= Bart De Strooper =

Belgian molecular biologist

Bart De Strooper is a Belgian molecular biologist and professor at Vlaams Instituut voor Biotechnologie and KU Leuven (Leuven, Belgium) and the UK Dementia Research Institute and University College London, UK. De Strooper's research seeks to translate genetic data into the identification and treatment of neurodegenerative diseases and treatments. interest are the secretases, proteases which cleave the amyloid precursor protein (APP), resulting in amyloid peptides.

== Career ==
De Strooper obtained an MD at the KU Leuven in 1985 and a PhD in 1992. He would go on to complete his postdoc at the European Molecular Biology Laboratory (EMBL) in Heidelberg Germany under Dr.
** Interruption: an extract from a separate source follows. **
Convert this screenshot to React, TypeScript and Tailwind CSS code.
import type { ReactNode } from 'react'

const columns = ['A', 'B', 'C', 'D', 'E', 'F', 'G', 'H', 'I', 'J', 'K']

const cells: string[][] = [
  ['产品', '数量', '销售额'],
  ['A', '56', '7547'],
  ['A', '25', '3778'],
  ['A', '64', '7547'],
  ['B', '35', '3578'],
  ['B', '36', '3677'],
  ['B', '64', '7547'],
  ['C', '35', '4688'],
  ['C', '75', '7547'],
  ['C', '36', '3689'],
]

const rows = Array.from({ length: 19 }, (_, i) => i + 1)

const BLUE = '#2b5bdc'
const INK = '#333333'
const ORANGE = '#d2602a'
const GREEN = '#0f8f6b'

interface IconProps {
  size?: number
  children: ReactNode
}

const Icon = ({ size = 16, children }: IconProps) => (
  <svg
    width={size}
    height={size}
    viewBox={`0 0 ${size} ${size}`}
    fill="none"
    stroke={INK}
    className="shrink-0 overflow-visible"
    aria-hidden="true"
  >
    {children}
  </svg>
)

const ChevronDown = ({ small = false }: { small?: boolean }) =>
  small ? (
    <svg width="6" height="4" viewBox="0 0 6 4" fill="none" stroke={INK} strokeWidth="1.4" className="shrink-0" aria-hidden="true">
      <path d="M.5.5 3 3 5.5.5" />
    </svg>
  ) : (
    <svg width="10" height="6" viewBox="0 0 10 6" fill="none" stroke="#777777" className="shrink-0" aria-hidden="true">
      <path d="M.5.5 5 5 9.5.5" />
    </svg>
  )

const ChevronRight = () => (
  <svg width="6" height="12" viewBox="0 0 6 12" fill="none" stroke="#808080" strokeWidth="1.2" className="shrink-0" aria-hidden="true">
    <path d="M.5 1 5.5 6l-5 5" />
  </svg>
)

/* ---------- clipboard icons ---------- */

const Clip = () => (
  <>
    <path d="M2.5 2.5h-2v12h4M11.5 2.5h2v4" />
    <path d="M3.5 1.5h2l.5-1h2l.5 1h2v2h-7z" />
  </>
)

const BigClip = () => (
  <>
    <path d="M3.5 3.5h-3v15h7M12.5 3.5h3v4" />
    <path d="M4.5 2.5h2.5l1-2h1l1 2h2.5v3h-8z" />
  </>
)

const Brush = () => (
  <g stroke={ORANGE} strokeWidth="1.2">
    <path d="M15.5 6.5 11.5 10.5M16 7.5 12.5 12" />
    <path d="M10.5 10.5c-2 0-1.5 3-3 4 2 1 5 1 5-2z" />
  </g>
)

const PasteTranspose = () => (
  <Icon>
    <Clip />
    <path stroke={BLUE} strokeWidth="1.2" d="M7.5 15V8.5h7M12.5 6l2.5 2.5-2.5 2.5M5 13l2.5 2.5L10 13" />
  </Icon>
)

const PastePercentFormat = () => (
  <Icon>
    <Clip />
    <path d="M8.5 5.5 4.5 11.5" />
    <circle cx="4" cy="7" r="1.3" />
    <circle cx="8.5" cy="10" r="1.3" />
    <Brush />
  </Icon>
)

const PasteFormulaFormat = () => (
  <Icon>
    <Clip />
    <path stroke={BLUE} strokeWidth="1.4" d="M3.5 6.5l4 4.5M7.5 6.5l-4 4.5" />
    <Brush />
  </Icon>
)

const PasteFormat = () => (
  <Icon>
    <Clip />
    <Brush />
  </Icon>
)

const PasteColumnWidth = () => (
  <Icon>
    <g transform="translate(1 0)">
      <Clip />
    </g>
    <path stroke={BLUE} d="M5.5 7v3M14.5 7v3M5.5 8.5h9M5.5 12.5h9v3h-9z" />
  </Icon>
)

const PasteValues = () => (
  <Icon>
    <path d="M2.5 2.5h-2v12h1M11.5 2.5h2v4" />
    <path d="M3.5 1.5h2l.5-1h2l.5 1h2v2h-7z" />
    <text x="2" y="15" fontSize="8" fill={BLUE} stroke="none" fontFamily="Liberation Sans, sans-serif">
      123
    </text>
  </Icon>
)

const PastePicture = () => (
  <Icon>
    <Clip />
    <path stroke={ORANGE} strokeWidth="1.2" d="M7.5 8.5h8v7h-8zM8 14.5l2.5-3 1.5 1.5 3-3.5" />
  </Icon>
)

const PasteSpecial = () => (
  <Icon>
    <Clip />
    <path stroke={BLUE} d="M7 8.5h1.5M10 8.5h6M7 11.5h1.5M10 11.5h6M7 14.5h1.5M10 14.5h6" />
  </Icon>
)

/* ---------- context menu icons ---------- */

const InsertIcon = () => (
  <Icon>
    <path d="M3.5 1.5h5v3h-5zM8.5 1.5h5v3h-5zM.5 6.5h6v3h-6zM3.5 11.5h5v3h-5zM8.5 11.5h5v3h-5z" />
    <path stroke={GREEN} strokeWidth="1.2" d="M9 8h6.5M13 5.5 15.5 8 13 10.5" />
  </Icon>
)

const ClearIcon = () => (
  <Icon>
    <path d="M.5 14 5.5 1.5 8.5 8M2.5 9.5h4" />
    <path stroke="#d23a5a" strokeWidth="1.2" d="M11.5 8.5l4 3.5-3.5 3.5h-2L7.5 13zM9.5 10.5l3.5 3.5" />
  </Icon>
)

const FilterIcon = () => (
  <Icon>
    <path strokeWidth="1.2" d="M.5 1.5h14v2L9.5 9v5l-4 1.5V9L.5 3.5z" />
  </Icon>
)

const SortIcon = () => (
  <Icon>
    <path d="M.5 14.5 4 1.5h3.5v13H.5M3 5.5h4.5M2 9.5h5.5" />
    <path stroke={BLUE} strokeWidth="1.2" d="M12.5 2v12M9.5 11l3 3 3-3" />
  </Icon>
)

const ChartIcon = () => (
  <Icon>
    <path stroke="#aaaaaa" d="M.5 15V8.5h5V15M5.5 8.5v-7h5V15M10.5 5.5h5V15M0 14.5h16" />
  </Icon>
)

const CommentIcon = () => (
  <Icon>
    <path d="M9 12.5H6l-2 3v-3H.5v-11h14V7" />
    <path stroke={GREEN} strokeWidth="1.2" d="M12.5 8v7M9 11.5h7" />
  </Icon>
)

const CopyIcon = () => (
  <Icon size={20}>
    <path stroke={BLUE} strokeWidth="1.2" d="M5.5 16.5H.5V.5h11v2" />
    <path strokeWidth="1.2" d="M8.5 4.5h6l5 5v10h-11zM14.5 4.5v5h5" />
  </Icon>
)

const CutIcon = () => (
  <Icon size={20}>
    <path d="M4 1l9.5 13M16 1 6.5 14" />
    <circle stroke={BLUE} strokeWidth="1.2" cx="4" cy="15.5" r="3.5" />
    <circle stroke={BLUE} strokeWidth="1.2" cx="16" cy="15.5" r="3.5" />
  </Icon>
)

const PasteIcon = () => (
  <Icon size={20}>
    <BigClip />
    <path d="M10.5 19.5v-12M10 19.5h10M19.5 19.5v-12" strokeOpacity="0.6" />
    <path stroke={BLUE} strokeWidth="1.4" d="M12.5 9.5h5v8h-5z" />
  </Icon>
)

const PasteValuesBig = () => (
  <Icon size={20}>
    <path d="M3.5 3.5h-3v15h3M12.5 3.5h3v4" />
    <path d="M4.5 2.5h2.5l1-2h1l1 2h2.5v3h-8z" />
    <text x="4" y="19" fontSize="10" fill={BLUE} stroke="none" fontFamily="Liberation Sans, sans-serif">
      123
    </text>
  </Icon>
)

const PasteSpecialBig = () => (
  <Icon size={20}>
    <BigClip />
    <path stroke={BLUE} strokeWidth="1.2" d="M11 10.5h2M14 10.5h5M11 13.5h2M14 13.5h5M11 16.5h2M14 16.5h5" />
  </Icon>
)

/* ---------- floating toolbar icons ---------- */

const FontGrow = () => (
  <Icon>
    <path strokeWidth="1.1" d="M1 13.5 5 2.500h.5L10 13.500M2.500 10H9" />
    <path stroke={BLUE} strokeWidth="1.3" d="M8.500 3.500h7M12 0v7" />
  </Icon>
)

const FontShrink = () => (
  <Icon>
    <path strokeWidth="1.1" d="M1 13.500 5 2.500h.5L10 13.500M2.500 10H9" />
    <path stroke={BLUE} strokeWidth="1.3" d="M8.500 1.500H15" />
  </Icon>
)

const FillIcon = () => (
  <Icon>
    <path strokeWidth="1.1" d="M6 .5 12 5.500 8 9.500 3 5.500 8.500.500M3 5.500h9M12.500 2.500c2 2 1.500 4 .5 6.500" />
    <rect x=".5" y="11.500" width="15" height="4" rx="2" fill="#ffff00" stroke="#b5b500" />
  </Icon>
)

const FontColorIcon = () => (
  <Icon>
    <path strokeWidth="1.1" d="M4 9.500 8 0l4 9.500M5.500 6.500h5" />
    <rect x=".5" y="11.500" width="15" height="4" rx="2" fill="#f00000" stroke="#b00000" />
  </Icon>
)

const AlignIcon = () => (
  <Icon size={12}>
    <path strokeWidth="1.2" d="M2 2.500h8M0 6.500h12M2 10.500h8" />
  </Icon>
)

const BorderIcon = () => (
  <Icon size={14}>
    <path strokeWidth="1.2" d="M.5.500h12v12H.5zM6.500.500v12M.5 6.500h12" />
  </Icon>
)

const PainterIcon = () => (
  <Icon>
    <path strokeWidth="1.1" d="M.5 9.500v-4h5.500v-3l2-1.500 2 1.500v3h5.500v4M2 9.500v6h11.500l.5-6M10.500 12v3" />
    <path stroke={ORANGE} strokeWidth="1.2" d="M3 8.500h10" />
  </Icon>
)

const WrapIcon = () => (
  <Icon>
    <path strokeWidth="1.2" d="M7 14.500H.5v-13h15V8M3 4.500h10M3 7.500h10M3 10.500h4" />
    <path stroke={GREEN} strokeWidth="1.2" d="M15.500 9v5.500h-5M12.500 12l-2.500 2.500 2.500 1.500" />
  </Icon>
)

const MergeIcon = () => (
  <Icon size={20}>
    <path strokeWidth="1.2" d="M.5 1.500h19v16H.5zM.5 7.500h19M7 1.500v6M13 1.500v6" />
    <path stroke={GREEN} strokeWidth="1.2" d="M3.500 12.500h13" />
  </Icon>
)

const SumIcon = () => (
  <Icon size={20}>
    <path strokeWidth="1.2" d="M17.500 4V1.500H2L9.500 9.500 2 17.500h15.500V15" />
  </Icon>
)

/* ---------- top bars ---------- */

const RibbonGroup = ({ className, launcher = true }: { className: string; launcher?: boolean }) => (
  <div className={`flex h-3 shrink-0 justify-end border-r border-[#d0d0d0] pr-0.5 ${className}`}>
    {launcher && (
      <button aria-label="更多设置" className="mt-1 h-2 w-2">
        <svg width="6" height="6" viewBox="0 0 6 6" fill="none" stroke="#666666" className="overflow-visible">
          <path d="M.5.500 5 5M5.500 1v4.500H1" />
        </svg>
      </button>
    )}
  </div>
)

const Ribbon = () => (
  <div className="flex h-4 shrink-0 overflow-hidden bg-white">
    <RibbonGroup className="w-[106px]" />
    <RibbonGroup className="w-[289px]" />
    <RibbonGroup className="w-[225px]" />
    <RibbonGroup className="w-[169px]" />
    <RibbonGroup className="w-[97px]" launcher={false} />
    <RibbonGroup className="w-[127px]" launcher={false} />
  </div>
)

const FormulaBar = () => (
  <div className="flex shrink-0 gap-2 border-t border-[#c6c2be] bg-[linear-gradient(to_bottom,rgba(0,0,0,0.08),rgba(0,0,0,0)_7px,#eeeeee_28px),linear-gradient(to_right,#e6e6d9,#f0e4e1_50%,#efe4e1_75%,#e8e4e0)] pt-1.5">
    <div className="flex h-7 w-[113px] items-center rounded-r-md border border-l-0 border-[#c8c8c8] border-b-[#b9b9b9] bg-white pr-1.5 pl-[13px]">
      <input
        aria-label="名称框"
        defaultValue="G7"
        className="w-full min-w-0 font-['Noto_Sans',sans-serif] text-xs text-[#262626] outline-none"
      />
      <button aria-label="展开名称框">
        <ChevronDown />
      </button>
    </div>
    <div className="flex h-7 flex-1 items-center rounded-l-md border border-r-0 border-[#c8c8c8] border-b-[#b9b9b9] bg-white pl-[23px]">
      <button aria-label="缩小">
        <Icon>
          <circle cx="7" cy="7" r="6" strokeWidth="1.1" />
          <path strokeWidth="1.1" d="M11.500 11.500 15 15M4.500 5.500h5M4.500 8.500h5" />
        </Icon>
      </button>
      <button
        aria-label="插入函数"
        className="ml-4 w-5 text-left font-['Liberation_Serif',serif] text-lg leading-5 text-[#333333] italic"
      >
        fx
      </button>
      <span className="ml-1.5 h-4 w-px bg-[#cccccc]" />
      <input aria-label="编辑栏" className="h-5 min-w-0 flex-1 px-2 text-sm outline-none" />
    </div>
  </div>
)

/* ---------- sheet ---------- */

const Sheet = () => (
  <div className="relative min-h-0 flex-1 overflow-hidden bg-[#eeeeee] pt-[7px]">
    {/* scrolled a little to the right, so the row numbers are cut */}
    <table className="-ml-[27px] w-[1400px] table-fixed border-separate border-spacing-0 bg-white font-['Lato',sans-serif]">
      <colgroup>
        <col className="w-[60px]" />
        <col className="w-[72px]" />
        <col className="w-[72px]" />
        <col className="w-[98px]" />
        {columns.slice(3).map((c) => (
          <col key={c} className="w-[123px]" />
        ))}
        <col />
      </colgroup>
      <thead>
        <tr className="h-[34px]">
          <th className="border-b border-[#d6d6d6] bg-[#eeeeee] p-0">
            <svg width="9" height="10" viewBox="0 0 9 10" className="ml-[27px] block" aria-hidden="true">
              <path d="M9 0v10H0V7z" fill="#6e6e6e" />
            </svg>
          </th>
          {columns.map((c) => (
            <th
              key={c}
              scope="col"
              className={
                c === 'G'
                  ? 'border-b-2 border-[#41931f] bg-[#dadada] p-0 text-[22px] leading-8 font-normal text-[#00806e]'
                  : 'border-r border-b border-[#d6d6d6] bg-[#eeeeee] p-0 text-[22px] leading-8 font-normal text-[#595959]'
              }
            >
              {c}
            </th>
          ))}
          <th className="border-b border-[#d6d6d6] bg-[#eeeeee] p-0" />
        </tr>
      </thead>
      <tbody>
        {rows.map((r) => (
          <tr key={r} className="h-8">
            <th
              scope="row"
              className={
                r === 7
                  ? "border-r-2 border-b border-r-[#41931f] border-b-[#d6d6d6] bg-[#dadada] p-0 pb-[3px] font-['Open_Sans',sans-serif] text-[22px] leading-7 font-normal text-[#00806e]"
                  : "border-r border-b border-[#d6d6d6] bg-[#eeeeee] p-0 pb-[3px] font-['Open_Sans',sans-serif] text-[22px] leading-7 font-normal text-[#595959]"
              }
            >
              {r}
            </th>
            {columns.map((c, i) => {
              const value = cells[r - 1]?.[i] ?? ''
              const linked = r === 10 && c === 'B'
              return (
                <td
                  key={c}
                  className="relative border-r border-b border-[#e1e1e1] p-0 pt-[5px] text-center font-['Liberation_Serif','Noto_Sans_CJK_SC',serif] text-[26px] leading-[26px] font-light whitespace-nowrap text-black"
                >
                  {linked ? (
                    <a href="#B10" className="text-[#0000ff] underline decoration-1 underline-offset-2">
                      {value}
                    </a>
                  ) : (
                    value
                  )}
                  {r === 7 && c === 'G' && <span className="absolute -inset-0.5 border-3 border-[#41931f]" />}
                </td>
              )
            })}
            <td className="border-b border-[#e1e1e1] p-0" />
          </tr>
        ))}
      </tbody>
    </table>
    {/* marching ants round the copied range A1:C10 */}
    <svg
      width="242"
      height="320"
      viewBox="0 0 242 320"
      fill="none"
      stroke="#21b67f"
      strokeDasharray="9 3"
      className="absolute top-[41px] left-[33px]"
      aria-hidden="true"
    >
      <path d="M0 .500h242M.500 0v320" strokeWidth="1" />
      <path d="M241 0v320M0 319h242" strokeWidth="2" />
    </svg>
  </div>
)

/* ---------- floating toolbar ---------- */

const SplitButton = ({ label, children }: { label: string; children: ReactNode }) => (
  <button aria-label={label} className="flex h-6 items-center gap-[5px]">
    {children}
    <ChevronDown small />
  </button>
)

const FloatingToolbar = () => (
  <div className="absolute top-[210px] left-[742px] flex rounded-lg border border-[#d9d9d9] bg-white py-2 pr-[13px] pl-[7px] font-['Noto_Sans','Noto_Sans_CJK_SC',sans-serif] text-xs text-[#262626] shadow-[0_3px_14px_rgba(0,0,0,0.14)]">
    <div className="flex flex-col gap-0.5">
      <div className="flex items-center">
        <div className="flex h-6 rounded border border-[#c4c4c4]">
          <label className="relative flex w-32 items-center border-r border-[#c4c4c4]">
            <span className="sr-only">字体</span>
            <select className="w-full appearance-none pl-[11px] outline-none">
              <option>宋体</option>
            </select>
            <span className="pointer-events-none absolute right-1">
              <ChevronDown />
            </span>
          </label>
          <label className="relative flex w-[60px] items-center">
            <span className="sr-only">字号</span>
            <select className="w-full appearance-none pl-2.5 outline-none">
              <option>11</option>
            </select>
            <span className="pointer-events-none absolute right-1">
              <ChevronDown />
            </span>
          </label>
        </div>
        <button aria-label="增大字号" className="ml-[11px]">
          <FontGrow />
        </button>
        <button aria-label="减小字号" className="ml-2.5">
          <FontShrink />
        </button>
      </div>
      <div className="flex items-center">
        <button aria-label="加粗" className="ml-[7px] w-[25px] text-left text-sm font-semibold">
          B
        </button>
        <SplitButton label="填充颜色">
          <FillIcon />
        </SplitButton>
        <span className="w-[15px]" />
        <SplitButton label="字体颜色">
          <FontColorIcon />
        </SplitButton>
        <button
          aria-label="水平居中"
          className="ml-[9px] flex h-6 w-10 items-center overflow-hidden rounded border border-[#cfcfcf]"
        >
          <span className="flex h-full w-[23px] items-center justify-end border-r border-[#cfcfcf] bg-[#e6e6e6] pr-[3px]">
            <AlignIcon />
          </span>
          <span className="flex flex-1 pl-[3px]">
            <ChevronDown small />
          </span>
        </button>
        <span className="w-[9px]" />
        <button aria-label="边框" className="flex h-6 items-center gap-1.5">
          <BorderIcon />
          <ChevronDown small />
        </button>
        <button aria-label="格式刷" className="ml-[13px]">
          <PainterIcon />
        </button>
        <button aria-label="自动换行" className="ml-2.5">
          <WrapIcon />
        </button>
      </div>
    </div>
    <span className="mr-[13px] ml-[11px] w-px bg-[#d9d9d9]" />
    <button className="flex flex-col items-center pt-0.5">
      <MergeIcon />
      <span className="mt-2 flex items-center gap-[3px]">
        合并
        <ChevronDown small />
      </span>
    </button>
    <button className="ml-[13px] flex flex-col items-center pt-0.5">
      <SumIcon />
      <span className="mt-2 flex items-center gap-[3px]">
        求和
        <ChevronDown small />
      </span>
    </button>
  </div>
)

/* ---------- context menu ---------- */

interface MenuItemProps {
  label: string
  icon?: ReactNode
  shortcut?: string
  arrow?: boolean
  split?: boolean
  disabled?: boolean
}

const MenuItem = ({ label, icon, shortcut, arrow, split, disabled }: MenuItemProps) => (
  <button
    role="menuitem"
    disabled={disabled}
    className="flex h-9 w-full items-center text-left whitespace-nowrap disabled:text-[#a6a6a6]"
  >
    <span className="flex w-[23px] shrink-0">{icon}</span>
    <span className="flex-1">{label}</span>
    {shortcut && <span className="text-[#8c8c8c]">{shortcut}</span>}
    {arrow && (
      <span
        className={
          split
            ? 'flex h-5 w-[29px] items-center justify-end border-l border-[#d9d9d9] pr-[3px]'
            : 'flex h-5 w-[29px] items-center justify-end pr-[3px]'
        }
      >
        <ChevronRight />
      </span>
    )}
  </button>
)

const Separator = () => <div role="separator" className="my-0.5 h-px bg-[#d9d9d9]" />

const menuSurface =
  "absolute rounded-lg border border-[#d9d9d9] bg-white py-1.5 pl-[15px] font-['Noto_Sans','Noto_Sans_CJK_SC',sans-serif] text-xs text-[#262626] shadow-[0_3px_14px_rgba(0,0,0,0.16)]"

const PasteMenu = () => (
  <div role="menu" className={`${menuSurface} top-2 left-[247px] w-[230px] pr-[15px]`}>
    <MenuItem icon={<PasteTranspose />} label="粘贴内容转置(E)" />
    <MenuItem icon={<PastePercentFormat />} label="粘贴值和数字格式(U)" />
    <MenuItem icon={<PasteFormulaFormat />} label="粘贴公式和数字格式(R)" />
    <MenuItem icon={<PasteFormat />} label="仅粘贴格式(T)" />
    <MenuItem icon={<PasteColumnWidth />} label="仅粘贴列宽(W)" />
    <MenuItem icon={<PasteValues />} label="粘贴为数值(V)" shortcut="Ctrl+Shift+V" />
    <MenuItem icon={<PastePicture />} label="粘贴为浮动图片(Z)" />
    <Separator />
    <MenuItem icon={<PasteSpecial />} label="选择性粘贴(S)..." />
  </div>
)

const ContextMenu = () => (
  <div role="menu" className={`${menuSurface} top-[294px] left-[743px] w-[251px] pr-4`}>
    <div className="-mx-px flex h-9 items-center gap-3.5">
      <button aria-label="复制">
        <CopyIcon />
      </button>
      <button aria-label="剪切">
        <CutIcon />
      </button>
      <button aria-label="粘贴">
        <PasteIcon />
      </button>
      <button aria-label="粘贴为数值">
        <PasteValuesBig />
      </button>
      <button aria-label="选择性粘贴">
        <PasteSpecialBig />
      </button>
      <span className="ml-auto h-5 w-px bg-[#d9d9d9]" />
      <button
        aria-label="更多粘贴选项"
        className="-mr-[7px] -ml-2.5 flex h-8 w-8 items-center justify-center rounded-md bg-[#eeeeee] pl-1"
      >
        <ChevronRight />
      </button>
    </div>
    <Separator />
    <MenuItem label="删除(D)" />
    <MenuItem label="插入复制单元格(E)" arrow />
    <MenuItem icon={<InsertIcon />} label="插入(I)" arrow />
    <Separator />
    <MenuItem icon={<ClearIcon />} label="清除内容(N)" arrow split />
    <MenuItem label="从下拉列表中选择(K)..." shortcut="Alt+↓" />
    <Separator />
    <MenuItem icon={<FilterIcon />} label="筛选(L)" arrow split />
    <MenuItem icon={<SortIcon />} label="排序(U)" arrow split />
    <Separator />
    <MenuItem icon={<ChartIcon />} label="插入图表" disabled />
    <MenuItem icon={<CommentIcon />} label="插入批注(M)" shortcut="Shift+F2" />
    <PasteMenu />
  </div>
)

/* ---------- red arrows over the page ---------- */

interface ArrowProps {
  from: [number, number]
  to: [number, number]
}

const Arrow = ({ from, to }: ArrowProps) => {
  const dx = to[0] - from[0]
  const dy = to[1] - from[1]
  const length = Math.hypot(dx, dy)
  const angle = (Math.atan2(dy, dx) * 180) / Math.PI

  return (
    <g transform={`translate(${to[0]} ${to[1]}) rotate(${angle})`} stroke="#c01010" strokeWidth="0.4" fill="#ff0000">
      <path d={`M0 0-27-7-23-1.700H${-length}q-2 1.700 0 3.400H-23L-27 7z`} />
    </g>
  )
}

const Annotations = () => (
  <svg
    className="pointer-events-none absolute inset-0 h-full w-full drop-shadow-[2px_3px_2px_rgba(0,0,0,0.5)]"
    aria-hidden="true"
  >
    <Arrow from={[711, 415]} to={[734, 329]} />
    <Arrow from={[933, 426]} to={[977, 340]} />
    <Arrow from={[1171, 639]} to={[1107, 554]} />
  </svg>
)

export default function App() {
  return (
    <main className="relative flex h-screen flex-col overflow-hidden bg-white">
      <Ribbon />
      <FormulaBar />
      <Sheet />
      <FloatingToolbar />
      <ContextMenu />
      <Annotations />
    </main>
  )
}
Carlos Dotti. De Strooper returned to his alma mater in 1999, joining the VIB Center for the Biology of Disease, now known as the VIB-KU Leuven Center for Brain & Disease Research. Along with continued advancement in neurodegenerative diseases, De Strooper became the center's Departmental Director in 2007, leading over 250 neuroscience researchers. He would also serve as a Professor of Neurodegenerative Diseases at University College London.^{[1]}

In December 2016 he became the director of the UK Dementia Research Institute (DRI) at University College London. Under De Strooper's leadership, the DRI "established seven major research centres, recruited over 60 Principal Investigators, and built a community of 800-plus researches". De Strooper voluntarily stepped down from the role in November 2022, citing a desire to focus on dementia and translational neuroscience at the UCL Queen Square Institute of Neurology. He continues to collaborate with the Academy of Medical Sciences fellowship, to which he was elected to in 2020.

==Awards==

Together with Christian Haass, De Strooper received the Potamkin Prize in 2002. The following year he was the recipient of the 2003 Alois Alzheimer Award of the Deutscher Gesellschaft für Gerontopsychiatrie und psychotherapie and the 2005 Joseph Maisin Prize for fundamental biomedical sciences.He received the 2008 Metlife Foundation Award for Medical Research in Alzheimer's Disease along with Robert Vassar and Philip C. Wong

He shared the 2018 Brain Prize with John Hardy, Christian Haass and Michel Goedert. The same year Expertscape, a research ranking publisher, recognized Dr. Strooper as one of the top experts in the world in Alzheimer's disease. In the same year, De Strooper was awarded the prestigious Commander of the Order of Leopold I, a national honorary orders of Knightood.